**What to do**. Once the pictures are set aside, transcribe the remaining data exactly.

**Provided material**.
------------------------------------
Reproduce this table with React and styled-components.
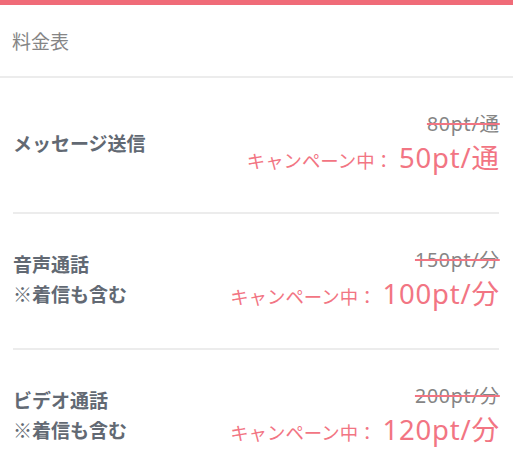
import React from "react";
import styled, { createGlobalStyle } from "styled-components";

const Global = createGlobalStyle`
  html, body { margin: 0; padding: 0; background: #fff; }
  body { font-family: "Noto Sans CJK JP", "Noto Sans", sans-serif; }
`;

const Page = styled.div`
  width: 513px;
  border-top: 5px solid #f06b78;
  background: #fff;
`;

const Header = styled.div`
  display: flex;
  align-items: center;
  padding-left: 12px;
  font-size: 19px;
  color: #858585;
  border-bottom: 2px solid #ececec;
  box-sizing: border-box;
  height: 73px;
`;

const List = styled.div`
  padding: 0 14px 0 13px;
`;

const Row = styled.div`
  display: flex;
  align-items: center;
  justify-content: space-between;
  box-sizing: border-box;
  min-height: 136px;
  padding-bottom: 5px;
  border-bottom: 2px solid #ececec;
`;

const Label = styled.div`
  font-size: 19px;
  font-weight: 700;
  line-height: 30px;
  color: #626973;
`;

const Prices = styled.div`
  display: flex;
  flex-direction: column;
  align-items: flex-end;
`;

const OldPrice = styled.div`
  font-family: "Noto Sans", "Noto Sans CJK JP", sans-serif;
  font-size: 19.5px;
  letter-spacing: 0.8px;
  margin-right: -0.8px;
  line-height: 30px;
  margin-top: 2px;
  color: #858585;
  text-decoration: line-through;
  text-decoration-color: #f27583;
  text-decoration-thickness: 1.5px;
`;

const Campaign = styled.div`
  display: flex;
  align-items: baseline;
  line-height: 38px;
  color: #f27583;
`;

const CampaignLabel = styled.span`
  font-size: 18.4px;
`;

const NewPrice = styled.span`
  font-family: "Noto Sans", "Noto Sans CJK JP", sans-serif;
  font-size: 27.5px;
  letter-spacing: 0.8px;
  margin-right: -0.8px;
  margin-left: 6px;
`;

const items = [
  { label: ["メッセージ送信"], old: "80pt/通", price: "50pt/通" },
  { label: ["音声通話", "※着信も含む"], old: "150pt/分", price: "100pt/分" },
  { label: ["ビデオ通話", "※着信も含む"], old: "200pt/分", price: "120pt/分" },
];

export default function App() {
  return (
    <Page>
      <Global />
      <Header>料金表</Header>
      <List>
        {items.map((it) => (
          <Row key={it.old + it.label[0]}>
            <Label>
              {it.label.map((l) => (
                <div key={l}>{l}</div>
              ))}
            </Label>
            <Prices>
              <OldPrice>{it.old}</OldPrice>
              <Campaign>
                <CampaignLabel>キャンペーン中：</CampaignLabel>
                <NewPrice>{it.price}</NewPrice>
              </Campaign>
            </Prices>
          </Row>
        ))}
      </List>
    </Page>
  );
}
------------------------------------
**Exercise result**.
Reproduce this table with React and styled-components.
import React from "react";
import styled, { createGlobalStyle } from "styled-components";

const Global = createGlobalStyle`
  html, body { margin: 0; padding: 0; background: #fff; }
  body { font-family: "Noto Sans CJK JP", "Noto Sans", sans-serif; }
`;

const Page = styled.div`
  width: 513px;
  border-top: 5px solid #f06b78;
  background: #fff;
`;

const Header = styled.div`
  display: flex;
  align-items: center;
  padding-left: 12px;
  font-size: 19px;
  color: #858585;
  border-bottom: 2px solid #ececec;
  box-sizing: border-box;
  height: 73px;
`;

const List = styled.div`
  padding: 0 14px 0 13px;
`;

const Row = styled.div`
  display: flex;
  align-items: center;
  justify-content: space-between;
  box-sizing: border-box;
  min-height: 136px;
  padding-bottom: 5px;
  border-bottom: 2px solid #ececec;
`;

const Label = styled.div`
  font-size: 19px;
  font-weight: 700;
  line-height: 30px;
  color: #626973;
`;

const Prices = styled.div`
  display: flex;
  flex-direction: column;
  align-items: flex-end;
`;

const OldPrice = styled.div`
  font-family: "Noto Sans", "Noto Sans CJK JP", sans-serif;
  font-size: 19.5px;
  letter-spacing: 0.8px;
  margin-right: -0.8px;
  line-height: 30px;
  margin-top: 2px;
  color: #858585;
  text-decoration: line-through;
  text-decoration-color: #f27583;
  text-decoration-thickness: 1.5px;
`;

const Campaign = styled.div`
  display: flex;
  align-items: baseline;
  line-height: 38px;
  color: #f27583;
`;

const CampaignLabel = styled.span`
  font-size: 18.4px;
`;

const NewPrice = styled.span`
  font-family: "Noto Sans", "Noto Sans CJK JP", sans-serif;
  font-size: 27.5px;
  letter-spacing: 0.8px;
  margin-right: -0.8px;
  margin-left: 6px;
`;

const items = [
  { label: ["メッセージ送信"], old: "80pt/通", price: "50pt/通" },
  { label: ["音声通話", "※着信も含む"], old: "150pt/分", price: "100pt/分" },
  { label: ["ビデオ通話", "※着信も含む"], old: "200pt/分", price: "120pt/分" },
];

export default function App() {
  return (
    <Page>
      <Global />
      <Header>料金表</Header>
      <List>
        {items.map((it) => (
          <Row key={it.old + it.label[0]}>
            <Label>
              {it.label.map((l) => (
                <div key={l}>{l}</div>
              ))}
            </Label>
            <Prices>
              <OldPrice>{it.old}</OldPrice>
              <Campaign>
                <CampaignLabel>キャンペーン中：</CampaignLabel>
                <NewPrice>{it.price}</NewPrice>
              </Campaign>
            </Prices>
          </Row>
        ))}
      </List>
    </Page>
  );
}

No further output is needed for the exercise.